Based on the practice of defendant 1 to order various documents, including supplier accounts, which are false and do not reflect a real reality, it can be determined, in circumstance, that the supplier's account of the Manhattan company of New York, which is by all accounts false and forged, was also prepared by defendant 1 or by anyone on his behalf.
In order to release the goods, Yehoshua Shlosh received all the documents from Defendant 1, as is clearly evident from the conversation that took place between Shlosh and Defendant 3. Although the words are not specifically directed at the events described in Charge No. 3, it is possible to conclude from that conversation, with respect to all Charges 3-7, regarding the involvement and activity of Defendant 1.
The goods were eventually released by means of the forged documents, i.e., the bill of lading bearing the forged bank stamp, and the false sales account, without any consideration being paid to the supplier.

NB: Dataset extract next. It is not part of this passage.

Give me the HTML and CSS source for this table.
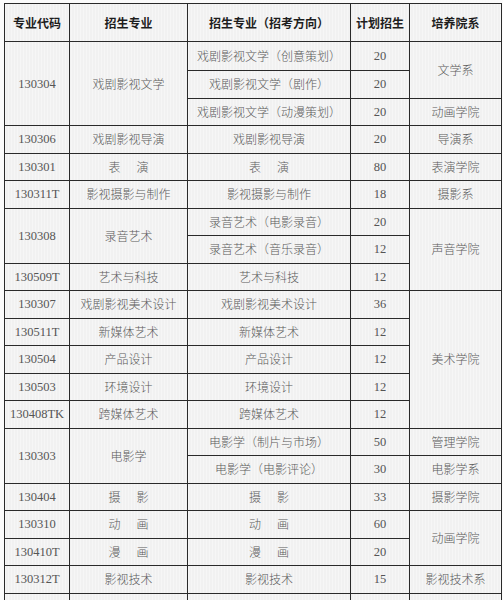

Regarding the non-payment to the supplier, the defense argued that no evidence was presented that the supplier did not receive the consideration for the goods sent by him.
I reject this argument outright, since there is no dispute that the original documents, which were sent to the Arab Bank, were not redeemed by any person, and therefore, were not given to one party or another, but remained in the possession of the Arab Bank.
Therefore, it is easy to assume, as a matter of logic and common sense, that no consideration was paid to the supplier, and in this regard, I do not need a fax sent from Hong Kong to the freight forwarder's agent in Israel, Orion, from which it emerges that the goods should not be released due to the suspicion that a forged bank transfer was prepared, and that the goods should be returned to Hong Kong (P/20). In my opinion, even in the absence of this evidence, it is possible to conclude circumstantially, and by applying common sense, that the goods were spent fraudulently, without being paid for them, in whole or even in part.